Copy everything from the line with "Clone this table in React and Tailwind CSS." down to the line with "const weekdays = ['日', '一', '二', '三', '四', '五', '六']", inclusive of both, exactly as written; leave out all pictures.
* START Dataset *
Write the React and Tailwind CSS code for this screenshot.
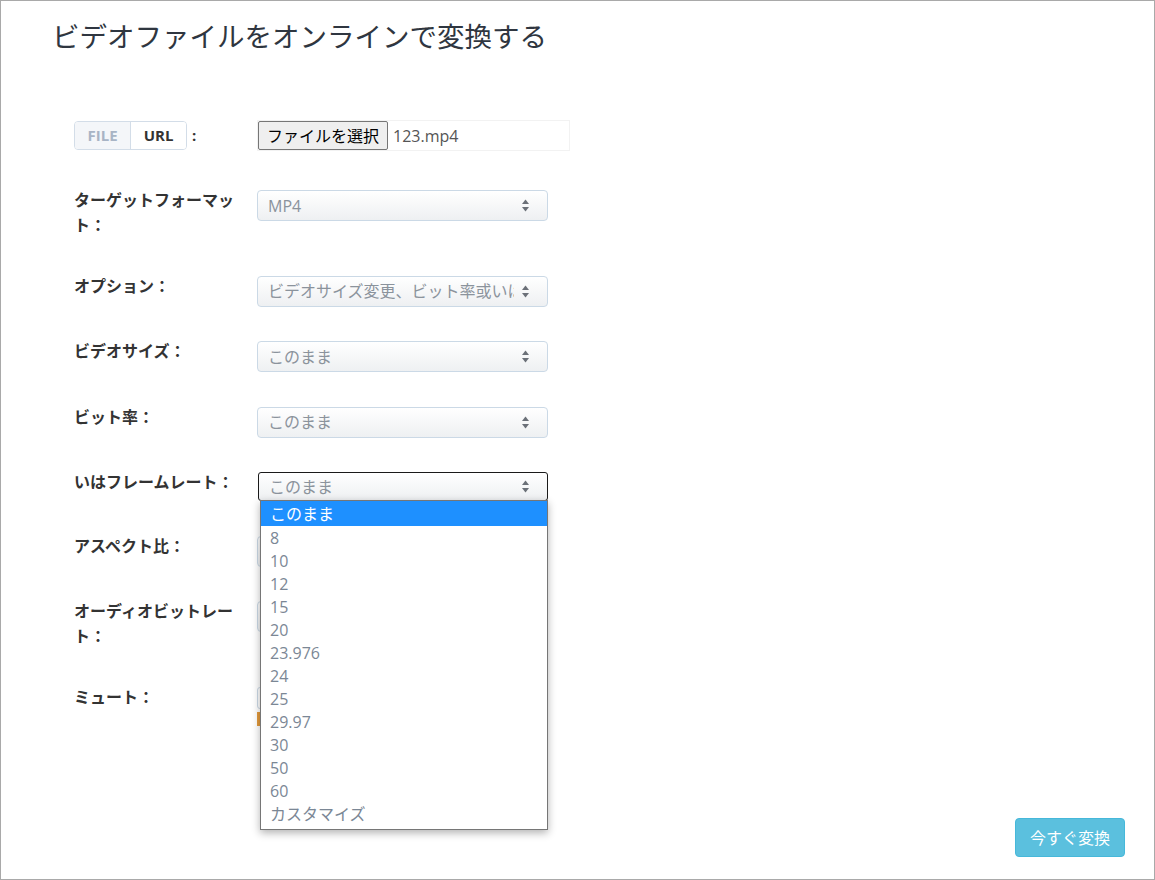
import React from 'react';

const FONT = { fontFamily: '"Open Sans", "Noto Sans CJK JP", sans-serif' };

const frameOptions = ['8', '10', '12', '15', '20', '23.976', '24', '25', '29.97', '30', '50', '60', 'カスタマイズ'];

function Arrows() {
    return (
        <svg width="9" height="13" viewBox="0 0 9 13" className="shrink-0">
            <path d="M4.5 0.5 L8 5 L1 5 Z" fill="#6b7078" />
            <path d="M1 8 L8 8 L4.5 12.5 Z" fill="#6b7078" />
        </svg>
    );
}

function Select({ value, focused }) {
    return (
        <div
            className={
                focused
                    ? 'flex h-[29px] w-[290px] items-center justify-between rounded-[3px] border border-[#1a1a1a] bg-linear-to-b from-white to-[#eef0f2] pl-[10px] pr-[17px] text-[16px] text-[#8b939c]'
                    : 'flex h-[31px] w-[291px] items-center justify-between rounded-[4px] border border-[#cbd9e6] bg-linear-to-b from-white to-[#eef0f2] pl-[10px] pr-[17px] text-[16px] text-[#8b939c]'
            }
        >
            <span className="w-[246px] overflow-hidden whitespace-nowrap">{value}</span>
            <Arrows />
        </div>
    );
}

function Row({ label, children }) {
    return (
        <div className="mb-[32.4px] flex items-start">
            <div className="w-[183px] pb-[3.6px] pr-[15px] text-[16px] font-bold leading-[25px] text-[#333]">{label}</div>
            <div className="relative mt-[2px]">{children}</div>
        </div>
    );
}

export default function App() {
    return (
        <div style={FONT} className="flex h-[880px] w-[1155px] flex-col border border-[#a9a9a9] bg-white">
            <h1 className="pl-[51px] pt-[18px] text-[27.5px] font-normal leading-[36px] text-[#2f3640]">
                ビデオファイルをオンラインで変換する
            </h1>

            <div className="pl-[73px] pt-[66px]">
                {/* source */}
                <div className="mb-[38px] flex h-[29px] items-center">
                    <div className="flex h-[29px] w-[113px] overflow-hidden rounded-[4px] border border-[#d3dde8] text-[15px] font-bold">
                        <div className="flex w-[56px] items-center justify-center border-r border-[#d3dde8] bg-[#f4f6f9] text-[#a8b4c5]">FILE</div>
                        <div className="flex flex-1 items-center justify-center bg-white text-[#333]">URL</div>
                    </div>
                    <span className="ml-[5px] w-[65px] text-[15px] font-bold text-[#333]">:</span>
                    <div className="flex h-[31px] w-[313px] items-center border border-[#f2f2f2]">
                        <div className="flex h-[29px] w-[130px] items-center justify-center rounded-[2px] border border-[#767676] bg-[#efefef] text-[16px] text-black">
                            ファイルを選択
                        </div>
                        <span className="ml-[5px] text-[16px] text-[#555]">123.mp4</span>
                    </div>
                </div>

                <Row label="ターゲットフォーマット：">
                    <Select value="MP4" />
                </Row>
                <Row label="オプション：">
                    <Select value="ビデオサイズ変更、ビット率或いはフレームレート" />
                </Row>
                <Row label="ビデオサイズ：">
                    <Select value="このまま" />
                </Row>
                <Row label="ビット率：">
                    <Select value="このまま" />
                </Row>
                <Row label="いはフレームレート：">
                    <div className="pl-[1px]">
                        <Select value="このまま" focused />
                    </div>
                    <div className="absolute left-[3px] top-[28px] z-10 w-[288px] border border-[#767676] bg-white pb-[4px] text-[16px] text-[#7b8795] shadow-[0_3px_8px_rgba(0,0,0,0.3)]">
                        <div className="flex h-[25px] items-center bg-[#1e90ff] pl-[9px] text-white">このまま</div>
                        {frameOptions.map((o) => (
                            <div key={o} className="flex h-[23px] items-center pl-[9px]">{o}</div>
                        ))}
                    </div>
                </Row>
                <Row label="アスペクト比：">
                    <Select value="このまま" />
                </Row>
                <Row label="オーディオビットレート：">
                    <Select value="このまま" />
                </Row>
                <Row label="ミュート：">
                    <div className="h-[22px] w-[60px] rounded-[3px] border border-[#cbd9e6] bg-white" />
                    <div className="mt-[3px] h-[14px] w-[3px] bg-[#e39a3c]" />
                </Row>
            </div>

            <div className="flex-1" />
            <div className="flex justify-end pb-[22px] pr-[29px]">
                <button className="h-[39px] w-[110px] rounded-[4px] border border-[#46b8da] bg-[#5bc0de] text-[16px] text-white">
                    今すぐ変換
                </button>
            </div>
        </div>
    );
}
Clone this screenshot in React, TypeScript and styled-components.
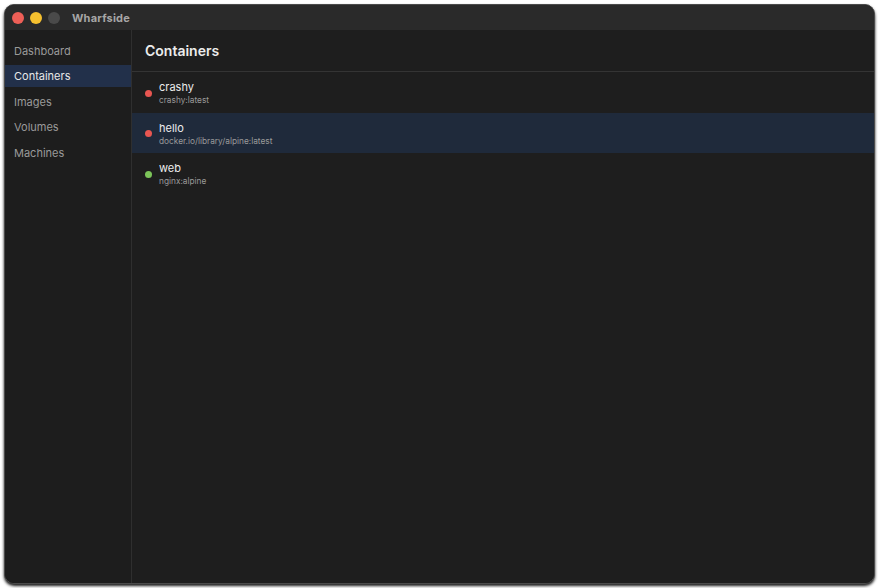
import React from 'react';
import styled, { createGlobalStyle } from 'styled-components';

// Types
interface Container {
  name: string;
  image: string;
  running: boolean;
}

const GlobalStyle = createGlobalStyle`
  html, body {
    margin: 0;
    padding: 0;
    background: #ffffff;
  }
  body {
    font-family: Inter, "Helvetica Neue", "Liberation Sans", sans-serif;
    -webkit-font-smoothing: antialiased;
  }
`;

const navItems = ['Dashboard', 'Containers', 'Images', 'Volumes', 'Machines'];

const containers: Container[] = [
  { name: 'crashy', image: 'crashy:latest', running: false },
  { name: 'hello', image: 'docker.io/library/alpine:latest', running: false },
  { name: 'web', image: 'nginx:alpine', running: true },
];

export default function App() {
  return (
    <>
      <GlobalStyle />
      <Page>
        <Window>
          <TitleBar>
            <Lights>
              <Light color="#ee5f57" />
              <Light color="#f5c02f" />
              <Light color="#4a4a4a" />
            </Lights>
            <WindowTitle>Wharfside</WindowTitle>
          </TitleBar>
          <Body>
            <Sidebar>
              {navItems.map((item) => (
                <NavItem key={item} active={item === 'Containers'}>
                  {item}
                </NavItem>
              ))}
            </Sidebar>
            <Main>
              <Header>Containers</Header>
              <List>
                {containers.map((c) => (
                  <Row key={c.name} selected={c.name === 'hello'}>
                    <Dot running={c.running} />
                    <RowText>
                      <RowName>{c.name}</RowName>
                      <RowImage>{c.image}</RowImage>
                    </RowText>
                  </Row>
                ))}
              </List>
            </Main>
          </Body>
        </Window>
      </Page>
    </>
  );
}

// Styled components
const Page = styled.div`
  width: 880px;
  height: 588px;
  padding: 4px 4px 0 4px;
  box-sizing: border-box;
`;

const Window = styled.div`
  width: 871px;
  height: 580px;
  box-sizing: border-box;
  border-radius: 10px;
  border: 1px solid #4b4b4b;
  background: #1e1e1e;
  overflow: hidden;
  display: flex;
  flex-direction: column;
  box-shadow: 0 2px 3px rgba(0, 0, 0, 0.9);
`;

const TitleBar = styled.div`
  height: 25px;
  flex-shrink: 0;
  background: #2a2a2a;
  display: flex;
  align-items: center;
  padding-left: 7px;
`;

const Lights = styled.div`
  display: flex;
  gap: 6px;
  margin-right: 12px;
`;

const Light = styled.span<{ color: string }>`
  width: 12px;
  height: 12px;
  border-radius: 50%;
  background: ${(p) => p.color};
`;

const WindowTitle = styled.div`
  color: #a6a6a6;
  font-size: 11px;
  font-weight: 700;
  letter-spacing: 0.2px;
`;

const Body = styled.div`
  flex: 1;
  display: flex;
  min-height: 0;
`;

const Sidebar = styled.div`
  width: 126px;
  flex-shrink: 0;
  background: #1d1d1d;
  border-right: 1px solid #2f2f2f;
  padding-top: 10px;
  display: flex;
  flex-direction: column;
  gap: 3.4px;
`;

const NavItem = styled.div<{ active?: boolean }>`
  height: 22px;
  display: flex;
  align-items: center;
  padding-left: 9px;
  font-size: 11px;
  color: ${(p) => (p.active ? '#e8e8e8' : '#9a9a9a')};
  background: ${(p) => (p.active ? '#22304a' : 'transparent')};
`;

const Main = styled.div`
  flex: 1;
  display: flex;
  flex-direction: column;
  background: #1e1e1e;
`;

const Header = styled.div`
  height: 41px;
  display: flex;
  align-items: center;
  padding-left: 13px;
  font-size: 14px;
  font-weight: 600;
  color: #ececec;
  border-bottom: 1px solid #343434;
`;

const List = styled.div`
  display: flex;
  flex-direction: column;
`;

const Row = styled.div<{ selected?: boolean }>`
  height: 40.5px;
  display: flex;
  align-items: center;
  padding-left: 13px;
  padding-top: 2px;
  box-sizing: border-box;
  gap: 7px;
  background: ${(p) => (p.selected ? '#1f2a3b' : 'transparent')};
`;

const Dot = styled.span<{ running: boolean }>`
  width: 7px;
  height: 7px;
  border-radius: 50%;
  flex-shrink: 0;
  background: ${(p) => (p.running ? '#7cc459' : '#e85651')};
`;

const RowText = styled.div`
  display: flex;
  flex-direction: column;
  gap: 1px;
`;

const RowName = styled.div`
  font-size: 11px;
  color: #ececec;
  line-height: 14px;
`;

const RowImage = styled.div`
  font-size: 8.3px;
  color: #9a9a9a;
  line-height: 11px;
`;
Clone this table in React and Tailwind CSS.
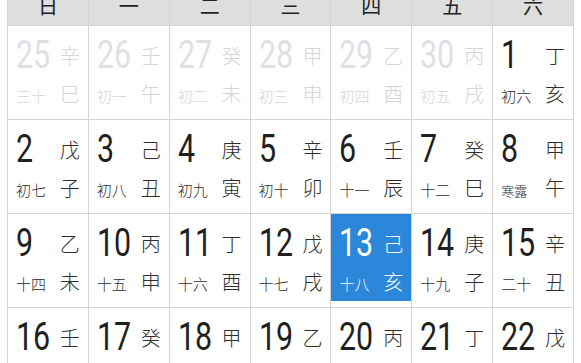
import React from 'react'

const weekdays = ['日', '一', '二', '三', '四', '五', '六']

const rows = [
  [
    { d: 25, s: '辛', b: '巳', l: '三十', faded: true },
    { d: 26, s: '壬', b: '午', l: '初一', faded: true },
    { d: 27, s: '癸', b: '未', l: '初二', faded: true },
    { d: 28, s: '甲', b: '申', l: '初三', faded: true },
    { d: 29, s: '乙', b: '酉', l: '初四', faded: true },
    { d: 30, s: '丙', b: '戌', l: '初五', faded: true },
    { d: 1, s: '丁', b: '亥', l: '初六' },
  ],
  [
    { d: 2, s: '戊', b: '子', l: '初七' },
    { d: 3, s: '己', b: '丑', l: '初八' },
    { d: 4, s: '庚', b: '寅', l: '初九' },
    { d: 5, s: '辛', b: '卯', l: '初十' },
    { d: 6, s: '壬', b: '辰', l: '十一' },
    { d: 7, s: '癸', b: '巳', l: '十二' },
    { d: 8, s: '甲', b: '午', l: '寒露', term: true },
  ],
  [
    { d: 9, s: '乙', b: '未', l: '十四' },
    { d: 10, s: '丙', b: '申', l: '十五' },
    { d: 11, s: '丁', b: '酉', l: '十六' },
    { d: 12, s: '戊', b: '戌', l: '十七' },
    { d: 13, s: '己', b: '亥', l: '十八', today: true },
    { d: 14, s: '庚', b: '子', l: '十九' },
    { d: 15, s: '辛', b: '丑', l: '二十' },
  ],
  [
    { d: 16, s: '壬', b: '寅', l: '廿一' },
    { d: 17, s: '癸', b: '卯', l: '廿二' },
    { d: 18, s: '甲', b: '辰', l: '廿三' },
    { d: 19, s: '乙', b: '巳', l: '廿四' },
    { d: 20, s: '丙', b: '午', l: '廿五' },
    { d: 21, s: '丁', b: '未', l: '廿六' },
    { d: 22, s: '戊', b: '申', l: '廿七' },
  ],
]

function DayCell({ day }) {
  let num = 'text-[#1f1f1f]'
  let ch = 'text-[#2e2e2e]'
  let box = 'bg-white'
  if (day.faded) {
    num = 'text-[#dde1e6]'
    ch = 'text-[#d4d6d8]'
  }
  if (day.today) {
    num = 'text-white'
    ch = 'text-white'
    box = 'bg-[#2a87d9]'
  }

  return (
    <div className="bg-white h-[93px]">
      <div className={`${box} h-[87px] flex flex-col px-2 pt-[10px]`}>
        <div className="h-[38px] flex items-center justify-between">
          <span
            className={`${num} inline-block origin-left scale-x-[0.8] text-[38px] leading-[38px] font-normal font-['Roboto',sans-serif]`}
          >
            {day.d}
          </span>
          <span className={`${ch} text-[20px] leading-[21px] font-light`}>{day.s}</span>
        </div>
        <div className="mt-[9px] flex items-baseline justify-between">
          <span className={`${ch} ${day.term ? 'text-[13px]' : 'text-[15px]'} leading-[21px] font-light`}>
            {day.l}
          </span>
          <span className={`${ch} text-[20px] leading-[21px] font-light`}>{day.b}</span>
        </div>
      </div>
    </div>
  )
}

export default function App() {
  return (
    <div className="w-[581px] h-[363px] overflow-hidden bg-white font-['Noto_Sans_CJK_SC',sans-serif]">
      <div className="ml-[7px] w-[567px] -mt-[20px] grid grid-cols-7 gap-px bg-[#d4d4d4] border border-[#d4d4d4]">
        {weekdays.map((w) => (
          <div
            key={w}
            className="h-[44px] pt-[6px] bg-[#dedede] flex items-center justify-center text-[20px] leading-[20px] text-[#222]"
          >
            {w}
          </div>
        ))}
        {rows.flat().map((day, i) => (
          <DayCell key={i} day={day} />
        ))}
      </div>
    </div>
  )
}
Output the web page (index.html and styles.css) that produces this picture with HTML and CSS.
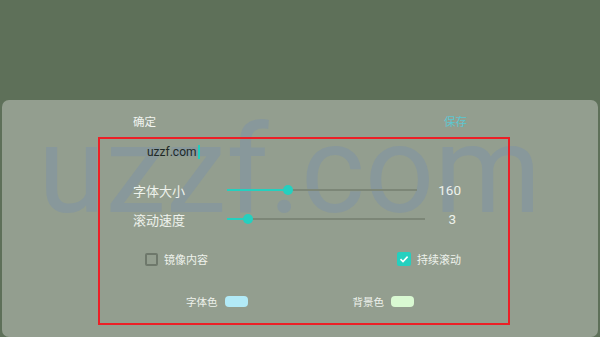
FILE: index.html
```html
<!DOCTYPE html>
<html lang="zh-CN">
  <head>
    <meta charset="UTF-8" />
    <meta name="viewport" content="width=device-width, initial-scale=1.0" />
    <title>滚动字幕设置</title>
    <link rel="stylesheet" href="styles.css">
  </head>
  <body>
    <div class="top"></div>
    <div class="sheet">
      <div class="watermark">uzzf.com</div>
      <div class="actions">
        <a href="" class="ok">确定</a>
        <a href="" class="save">保存</a>
      </div>
      <div class="panel">
        <div class="input-row">
          <span class="input-text">uzzf.com</span><span class="cursor"></span>
        </div>
        <div class="slider-row first">
          <span class="label">字体大小</span>
          <div class="slider">
            <div class="fill" style="width: 61px"></div>
            <div class="thumb"></div>
          </div>
          <span class="value">160</span>
        </div>
        <div class="slider-row second">
          <span class="label">滚动速度</span>
          <div class="slider">
            <div class="fill" style="width: 21px"></div>
            <div class="thumb"></div>
          </div>
          <span class="value">3</span>
        </div>
        <div class="check-row">
          <label class="check"><span class="box"></span>镜像内容</label>
          <label class="check on">
            <span class="box">
              <svg width="10" height="10" viewBox="0 0 10 10"><path d="M1.5 5.2 L4 7.6 L8.6 2.6" fill="none" stroke="#fff" stroke-width="1.6"/></svg>
            </span>持续滚动
          </label>
        </div>
        <div class="color-row">
          <div class="color-item">字体色<span class="chip font"></span></div>
          <div class="color-item">背景色<span class="chip bg"></span></div>
        </div>
      </div>
    </div>
  </body>
</html>
```

FILE: styles.css
```css
* {
  margin: 0;
  padding: 0;
  box-sizing: border-box;
}
body {
  width: 600px;
  height: 337px;
  overflow: hidden;
  background-color: #5e7059;
  font-family: Roboto, "Noto Sans CJK SC", sans-serif;
  color: #eef2ec;
}
a {
  text-decoration: none;
}

.top {
  height: 100px;
}
.sheet {
  position: relative;
  height: 237px;
  margin: 0 2px;
  padding-top: 11px;
  background-color: #939e8f;
  border-radius: 7px 7px 7px 7px;
}
/*뒤에 깔린 워터마크*/
.watermark {
  position: absolute;
  left: 36px;
  top: 1px;
  font-family: Roboto, sans-serif;
  font-size: 122px;
  line-height: 140px;
  color: #88989b;
}

.actions {
  position: relative;
  display: flex;
  justify-content: space-between;
  height: 20px;
  align-items: center;
  padding: 0 131px 0 131px;
  font-size: 11.5px;
}
.actions .ok {
  color: #f1f4f0;
}
.actions .save {
  color: #5ec6cf;
}

.panel {
  position: relative;
  width: 412px;
  margin: 6px 0 0 96px;
  padding: 0 47px 9px 33px;
  border: 2px solid #ec1f26;
}
.input-row {
  display: flex;
  align-items: center;
  height: 26px;
  padding-left: 14px;
}
.input-text {
  font-size: 12px;
  color: #1e2926;
}
.cursor {
  width: 2px;
  height: 14px;
  margin-left: 1px;
  background-color: #22cdbd;
}

.slider-row {
  display: flex;
  align-items: center;
  height: 26px;
}
.slider-row.first {
  margin-top: 12px;
}
.slider-row.second {
  margin-top: 3px;
}
.label {
  width: 94px;
  font-size: 13px;
}
.slider {
  position: relative;
  flex: 1;
  height: 2px;
  background-color: #7c8677;
}
.fill {
  height: 2px;
  background-color: #25d0bf;
}
.thumb {
  position: absolute;
  top: -4px;
  margin-left: -5px;
  width: 10px;
  height: 10px;
  border-radius: 50%;
  background-color: #25d0bf;
}
.first .thumb {
  left: 61px;
}
.second .thumb {
  left: 21px;
}
.value {
  margin-left: 21px;
  font-size: 13.5px;
}
.second .value {
  margin-left: 23px;
  padding-right: 5px;
}

.check-row {
  display: flex;
  justify-content: space-between;
  align-items: center;
  height: 26px;
  margin-top: 14px;
  padding-left: 12px;
}
.check {
  display: flex;
  align-items: center;
  font-size: 11px;
}
.box {
  display: flex;
  align-items: center;
  justify-content: center;
  width: 13px;
  height: 13px;
  margin-right: 6px;
  border: 2px solid #6e786b;
  border-radius: 2px;
}
.check.on .box {
  width: 14px;
  height: 14px;
  border: none;
  background-color: #25d0bf;
}

.color-row {
  display: flex;
  align-items: center;
  height: 26px;
  margin-top: 16px;
  padding-left: 53px;
}
.color-item {
  display: flex;
  align-items: center;
  font-size: 10.5px;
}
.color-item + .color-item {
  margin-left: 105px;
}
.chip {
  width: 23px;
  height: 11px;
  margin-left: 7px;
  border-radius: 4px;
}
.chip.font {
  background-color: #b2eaf7;
}
.chip.bg {
  background-color: #d9f9d2;
}
```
* END Dataset *
→ Solution below
Clone this table in React and Tailwind CSS.
import React from 'react'

const weekdays = ['日', '一', '二', '三', '四', '五', '六']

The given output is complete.